**Available data**
++++++

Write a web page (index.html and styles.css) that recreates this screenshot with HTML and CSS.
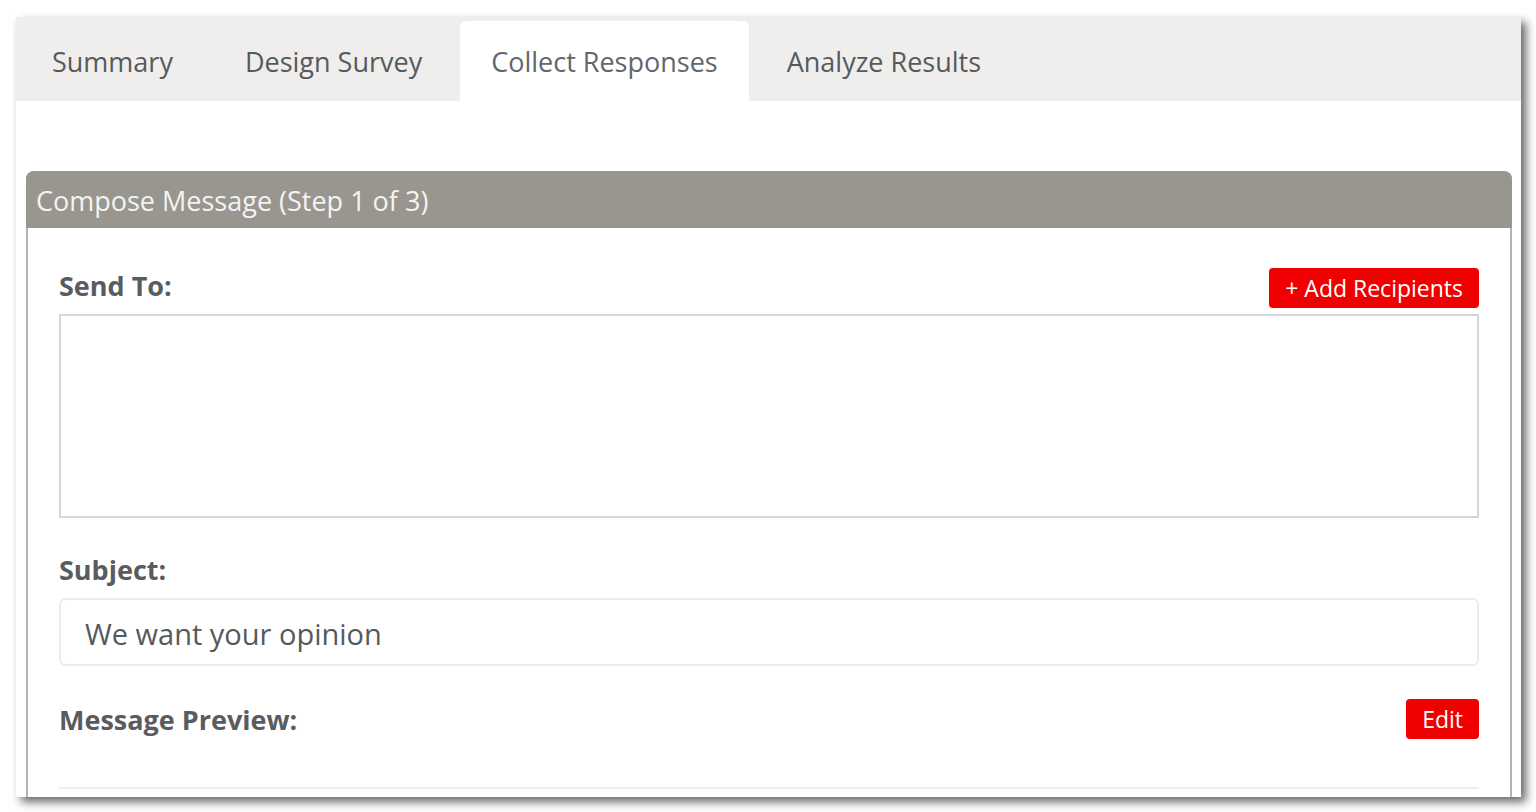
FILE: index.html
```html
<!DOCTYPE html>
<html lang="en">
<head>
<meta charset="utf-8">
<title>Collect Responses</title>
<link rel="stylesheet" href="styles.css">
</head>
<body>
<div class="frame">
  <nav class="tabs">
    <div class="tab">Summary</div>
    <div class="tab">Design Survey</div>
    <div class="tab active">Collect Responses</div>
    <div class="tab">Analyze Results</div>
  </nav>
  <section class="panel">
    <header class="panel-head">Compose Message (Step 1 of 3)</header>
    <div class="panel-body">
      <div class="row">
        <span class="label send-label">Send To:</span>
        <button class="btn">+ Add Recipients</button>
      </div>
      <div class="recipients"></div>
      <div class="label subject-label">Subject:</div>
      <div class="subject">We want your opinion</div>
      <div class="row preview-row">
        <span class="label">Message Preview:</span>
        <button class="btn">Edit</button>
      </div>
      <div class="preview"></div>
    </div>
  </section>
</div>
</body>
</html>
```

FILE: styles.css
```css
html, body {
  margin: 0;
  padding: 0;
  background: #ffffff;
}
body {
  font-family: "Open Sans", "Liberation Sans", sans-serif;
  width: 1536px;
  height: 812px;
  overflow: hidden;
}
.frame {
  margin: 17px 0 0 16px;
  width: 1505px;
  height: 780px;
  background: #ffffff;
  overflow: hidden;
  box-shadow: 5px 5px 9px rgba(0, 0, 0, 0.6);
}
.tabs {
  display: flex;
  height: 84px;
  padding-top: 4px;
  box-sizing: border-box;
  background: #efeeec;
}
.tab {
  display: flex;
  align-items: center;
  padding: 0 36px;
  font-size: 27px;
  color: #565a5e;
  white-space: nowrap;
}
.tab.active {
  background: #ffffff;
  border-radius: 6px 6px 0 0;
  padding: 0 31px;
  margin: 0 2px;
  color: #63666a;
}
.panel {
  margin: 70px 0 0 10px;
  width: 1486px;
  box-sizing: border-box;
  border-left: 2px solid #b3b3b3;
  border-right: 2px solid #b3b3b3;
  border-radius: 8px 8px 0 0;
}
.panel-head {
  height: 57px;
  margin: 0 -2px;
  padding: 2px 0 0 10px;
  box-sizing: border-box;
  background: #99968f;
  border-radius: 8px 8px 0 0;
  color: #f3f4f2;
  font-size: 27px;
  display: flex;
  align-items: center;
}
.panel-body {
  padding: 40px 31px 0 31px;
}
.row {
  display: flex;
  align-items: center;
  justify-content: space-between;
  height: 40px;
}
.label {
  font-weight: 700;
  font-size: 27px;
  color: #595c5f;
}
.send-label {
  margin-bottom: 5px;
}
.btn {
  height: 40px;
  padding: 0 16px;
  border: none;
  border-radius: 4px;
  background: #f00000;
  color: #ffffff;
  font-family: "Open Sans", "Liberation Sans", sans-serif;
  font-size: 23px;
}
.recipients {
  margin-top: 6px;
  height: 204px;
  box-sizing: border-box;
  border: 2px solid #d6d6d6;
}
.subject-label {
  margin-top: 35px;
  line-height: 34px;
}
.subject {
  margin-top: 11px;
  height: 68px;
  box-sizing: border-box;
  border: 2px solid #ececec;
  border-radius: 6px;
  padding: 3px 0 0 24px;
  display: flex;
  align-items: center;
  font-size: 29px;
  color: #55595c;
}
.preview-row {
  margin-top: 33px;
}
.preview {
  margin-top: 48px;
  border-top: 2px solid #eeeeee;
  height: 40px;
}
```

++++++

**Problem requirements**
Write out the listing above exactly as it stands, pictures excluded.

**The solution**
Write a web page (index.html and styles.css) that recreates this screenshot with HTML and CSS.
FILE: index.html
```html
<!DOCTYPE html>
<html lang="en">
<head>
<meta charset="utf-8">
<title>Collect Responses</title>
<link rel="stylesheet" href="styles.css">
</head>
<body>
<div class="frame">
  <nav class="tabs">
    <div class="tab">Summary</div>
    <div class="tab">Design Survey</div>
    <div class="tab active">Collect Responses</div>
    <div class="tab">Analyze Results</div>
  </nav>
  <section class="panel">
    <header class="panel-head">Compose Message (Step 1 of 3)</header>
    <div class="panel-body">
      <div class="row">
        <span class="label send-label">Send To:</span>
        <button class="btn">+ Add Recipients</button>
      </div>
      <div class="recipients"></div>
      <div class="label subject-label">Subject:</div>
      <div class="subject">We want your opinion</div>
      <div class="row preview-row">
        <span class="label">Message Preview:</span>
        <button class="btn">Edit</button>
      </div>
      <div class="preview"></div>
    </div>
  </section>
</div>
</body>
</html>
```

FILE: styles.css
```css
html, body {
  margin: 0;
  padding: 0;
  background: #ffffff;
}
body {
  font-family: "Open Sans", "Liberation Sans", sans-serif;
  width: 1536px;
  height: 812px;
  overflow: hidden;
}
.frame {
  margin: 17px 0 0 16px;
  width: 1505px;
  height: 780px;
  background: #ffffff;
  overflow: hidden;
  box-shadow: 5px 5px 9px rgba(0, 0, 0, 0.6);
}
.tabs {
  display: flex;
  height: 84px;
  padding-top: 4px;
  box-sizing: border-box;
  background: #efeeec;
}
.tab {
  display: flex;
  align-items: center;
  padding: 0 36px;
  font-size: 27px;
  color: #565a5e;
  white-space: nowrap;
}
.tab.active {
  background: #ffffff;
  border-radius: 6px 6px 0 0;
  padding: 0 31px;
  margin: 0 2px;
  color: #63666a;
}
.panel {
  margin: 70px 0 0 10px;
  width: 1486px;
  box-sizing: border-box;
  border-left: 2px solid #b3b3b3;
  border-right: 2px solid #b3b3b3;
  border-radius: 8px 8px 0 0;
}
.panel-head {
  height: 57px;
  margin: 0 -2px;
  padding: 2px 0 0 10px;
  box-sizing: border-box;
  background: #99968f;
  border-radius: 8px 8px 0 0;
  color: #f3f4f2;
  font-size: 27px;
  display: flex;
  align-items: center;
}
.panel-body {
  padding: 40px 31px 0 31px;
}
.row {
  display: flex;
  align-items: center;
  justify-content: space-between;
  height: 40px;
}
.label {
  font-weight: 700;
  font-size: 27px;
  color: #595c5f;
}
.send-label {
  margin-bottom: 5px;
}
.btn {
  height: 40px;
  padding: 0 16px;
  border: none;
  border-radius: 4px;
  background: #f00000;
  color: #ffffff;
  font-family: "Open Sans", "Liberation Sans", sans-serif;
  font-size: 23px;
}
.recipients {
  margin-top: 6px;
  height: 204px;
  box-sizing: border-box;
  border: 2px solid #d6d6d6;
}
.subject-label {
  margin-top: 35px;
  line-height: 34px;
}
.subject {
  margin-top: 11px;
  height: 68px;
  box-sizing: border-box;
  border: 2px solid #ececec;
  border-radius: 6px;
  padding: 3px 0 0 24px;
  display: flex;
  align-items: center;
  font-size: 29px;
  color: #55595c;
}
.preview-row {
  margin-top: 33px;
}
.preview {
  margin-top: 48px;
  border-top: 2px solid #eeeeee;
  height: 40px;
}
```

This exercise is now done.